The splitn method is almost identical to the split method. The main difference is in the state, to keep track of how many splits have been done, and to check that to decide if we should stop.

public static <T> Gatherer<T, ?, List<T>> splitn(int n, Predicate<? super T> predicate) {
    class SplitState {
        final List<T> list = new ArrayList<>();
        boolean did_push;
        int splits = 1;
    }
    if (n < 1) {
      throw new IllegalArgumentException("n must be greater than 0");
    }
 
    return Gatherer.ofSequential(
            SplitState::new,
            (state, element, downstream) -> {
                if (state.splits < n && predicate.test(element)) {
                    List<T> copy = List.copyOf(state.list);
                    state.list.clear();
                    downstream.push(copy);
                    state.did_push = true;
                    state.splits++;
                }

The rest of the implementation is the same so I omit it here. I start the number of splits at 1 because there is always at least one split.
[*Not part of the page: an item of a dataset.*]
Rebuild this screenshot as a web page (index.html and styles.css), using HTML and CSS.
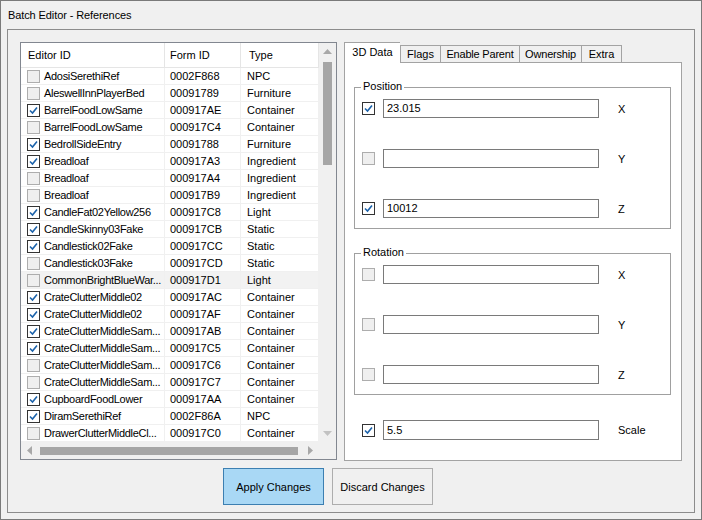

If n is 1 then it doesn’t matter what the predicate is, you just get all the elements of the stream in the result.

Building with Gradle

Until JDK 24 is released, you will need to pass the --enable-preview flag to use the Gatherer interfaced as I mentioned. To do this with Gradle, you can do the following:

java {
    toolchain {
        languageVersion = JavaLanguageVersion.of(23)
    }
}
 
compileJava {
    options.compilerArgs += ["--enable-preview"]
}
 
compileTestJava {
    options.compilerArgs += ["--enable-preview"]
}
 
tasks.named('test') {
    // Use JUnit Platform for unit tests.
    useJUnitPlatform()
    jvmArgs '--enable-preview'
}

Conclusion

This overview just touches the surface of what you can do with the new Gatherer interface. I didn’t cover parallel gatherers, or how to compose gatherers. I also didn’t show anything about using the combiner function. But I feel this is enough to get a sense of what you can do with the new interface. The code and some unit tests for this blog is available on my GitHub.